Claro que a prevenção à criminalidade e a segurança nacional são extremamente relevantes, mas a retórica esconde, neste sentido, o fato de que se houver suspeita de corrupção e lavagem de dinheiro, ou outro crime qualquer, haverá, pois, indícios para que o Judiciário justifique e decida pela quebra de sigilo bancário dos cidadãos. A Receita Federal não precisaria fazer este tipo de investigação sem o controle do Judiciário.

Mitiga-se, pois, a necessidade de decisão judicial para quebra de sigilo bancário autorizando-o por vias transversas. A Receita tendo acesso aos dados, entregaria-os às autoridades policiais, intentando revestir este procedimento de legalidade.

Pretende-se fazer uma fusão como se ambos os sigilos — fiscal e bancário — fossem coincidentes.

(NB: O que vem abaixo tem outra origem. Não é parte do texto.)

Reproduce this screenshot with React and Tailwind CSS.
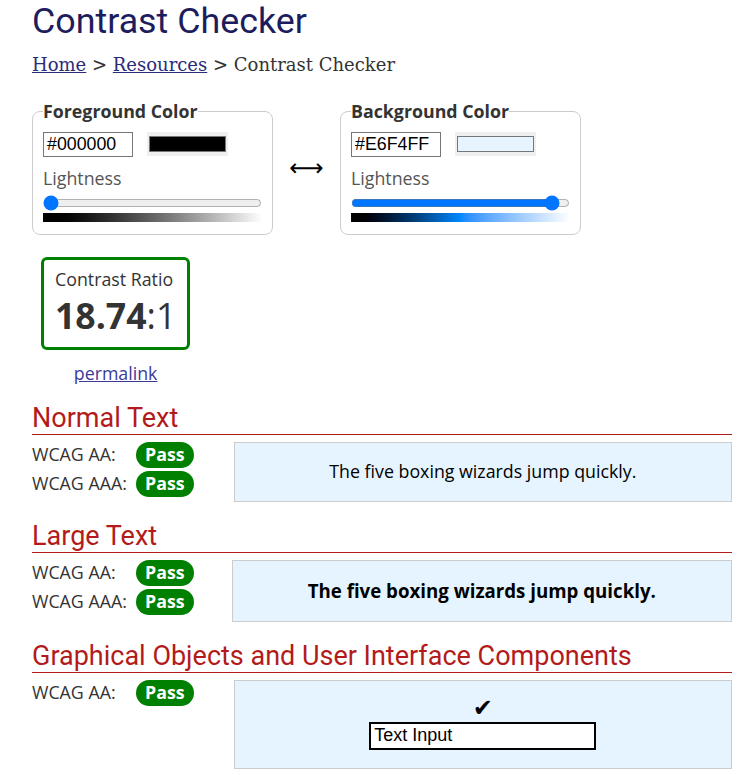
const body = "font-['Open_Sans',sans-serif]";

function Pass() {
  return (
    <span className="inline-flex h-[26px] items-center rounded-full bg-[#008000] px-[9px] text-[17.8px] font-bold text-white">
      Pass
    </span>
  );
}

function Rows({ labels }) {
  return (
    <div className="flex flex-col gap-[3px]">
      {labels.map((l) => (
        <div key={l} className="flex h-[26px] items-center">
          <span className="w-[104px] text-[17.8px] text-[#333]">{l}</span>
          <Pass />
        </div>
      ))}
    </div>
  );
}

function Heading({ children }) {
  return (
    <h2 className="border-b border-[#b31b1b] font-['Roboto',sans-serif] text-[27px] leading-[32px] text-[#b31b1b]">
      {children}
    </h2>
  );
}

// champ de couleur : saisie hex + pastille + curseur de luminosite
function ColorField({ legend, hex, swatch, value, gradient }) {
  return (
    <fieldset className="w-[241px] rounded-lg border border-[#ccc] px-[10px] pt-[7px] pb-[12px]">
      <legend className="text-[17.8px] font-bold text-[#333]">{legend}</legend>
      <div className="flex items-center gap-[14px]">
        <div className="flex h-[25px] w-[90px] items-center border border-[#767676] px-[3px] font-['Liberation_Sans',sans-serif] text-[17.8px] text-black">
          {hex}
        </div>
        <div className="h-[24px] w-[81px] bg-[#efefef] px-[2px] pt-[4px]">
          <div className={`h-[16px] w-[77px] border border-[#777] ${swatch}`} />
        </div>
      </div>
      <div className="mt-[10px] text-[17.8px] leading-[23px] text-[#555]">Lightness</div>
      <input type="range" min="0" max="100" defaultValue={value} className="mt-[5px] block h-[16px] w-[219px]" />
      <div className={`mt-[2px] h-[9px] w-[219px] ${gradient}`} />
    </fieldset>
  );
}

export default function App() {
  return (
    <div className={`${body} pl-8 pr-[19px] text-[#333]`}>
      <h1 className="font-['Roboto',sans-serif] text-[35.8px] leading-[42px] text-[#1d1d5e]">Contrast Checker</h1>
      <div className="mt-[13px] font-['DejaVu_Serif',serif] text-[18px] leading-[20px] text-[#333]">
        <a className="text-[#2b2b7a] underline">Home</a> &gt; <a className="text-[#2b2b7a] underline">Resources</a> &gt; Contrast Checker
      </div>

      <div className="mt-[23px] flex items-center">
        <ColorField
          legend="Foreground Color"
          hex="#000000"
          swatch="bg-black"
          value={0}
          gradient="bg-gradient-to-r from-black to-white"
        />
        <div className="flex w-[67px] justify-center pt-[4px] font-['DejaVu_Sans',sans-serif] text-[24px] text-black">⟷</div>
        <ColorField
          legend="Background Color"
          hex="#E6F4FF"
          swatch="bg-[#e6f4ff]"
          value={95}
          gradient="bg-gradient-to-r from-black via-[#0088ff] to-white"
        />
      </div>

      <div className="mt-[22px] ml-[9px] flex w-fit flex-col items-center">
        <div className="rounded-md border-[3px] border-[#008000] px-[11px] pt-[8px] pb-[7px]">
          <div className="text-[17.8px] leading-[23px] text-[#333]">Contrast Ratio</div>
          <div className="text-[35.6px] leading-[49px] text-[#333]">
            <span className="font-bold">18.74</span>:1
          </div>
        </div>
        <a className="mt-[12px] text-[17.8px] leading-[23px] text-[#3a3a99] underline">permalink</a>
      </div>

      <div className="mt-[17px]">
        <Heading>Normal Text</Heading>
        <div className="mt-[7px] flex items-start">
          <Rows labels={['WCAG AA:', 'WCAG AAA:']} />
          <div className="ml-10 flex h-[60px] flex-1 items-center justify-center border border-[#ccc] bg-[#e6f4ff] text-[17.8px] text-black">
            The five boxing wizards jump quickly.
          </div>
        </div>
      </div>

      <div className="mt-[18px]">
        <Heading>Large Text</Heading>
        <div className="mt-[7px] flex items-start">
          <Rows labels={['WCAG AA:', 'WCAG AAA:']} />
          <div className="ml-[38px] flex h-[62px] flex-1 items-center justify-center border border-[#ccc] bg-[#e6f4ff] text-[18.7px] font-bold text-black">
            The five boxing wizards jump quickly.
          </div>
        </div>
      </div>

      <div className="mt-[18px]">
        <Heading>Graphical Objects and User Interface Components</Heading>
        <div className="mt-[7px] flex items-start">
          <Rows labels={['WCAG AA:']} />
          <div className="ml-10 flex h-[89px] flex-1 flex-col items-center border border-[#ccc] bg-[#e6f4ff] pt-[16px]">
            <div className="font-['DejaVu_Sans',sans-serif] text-[24px] leading-[23px] text-black">✔</div>
            <div className="mt-[2px] flex h-[28px] w-[227px] items-center border-2 border-black bg-white pl-[3px] font-['Liberation_Sans',sans-serif] text-[18px] text-black">
              Text Input
            </div>
          </div>
        </div>
      </div>
    </div>
  );
}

O ministro Gilmar Mendes chegou a comparar, durante o julgamento, a revista de bagagens em aeroportos com a quebra de sigilo bancário por agentes fiscais e sem decisão judicial. Alegou-se que ninguém reclamava da vistoria de bagagens, porque reclamar da quebra de sigilo bancário? Ora, a diferença entre uma e outra parece falar alto, sem que sejam necessárias grandes explicações: o procedimento de verificações em aeroportos é determinado e limitado a bagagens que se colocam em frente às autoridades naquele dia, naquele vôo, naquele momento, com anuência prévia dos próprios passageiros. Está bem distante de se acessar informações da vida do indivíduo por meio de informações financeiras.

Os tentáculos do Estado sobre o cidadão só aumentam. Perde-se conquistas iluministas importantes no sentido de limitar o poder estatal e, acima de tudo, guardar esfera privada importante sem qualquer ingerência do poder público.

A frase do decano Celso de Mello em sua manifestação sobre o tema resume a racionalidade que deve preencher as decisões judiciais: “A administração tributária, embora podendo muito, não pode tudo”, ou seja, mesmo para a administração tributária, mesmo para a quem arrecada tributos, há limites constitucionais intransponíveis.

Marina Coelho Araújo é advogada criminalista em São Paulo, doutora em Direito Penal pela USP e professora do Insper Direito.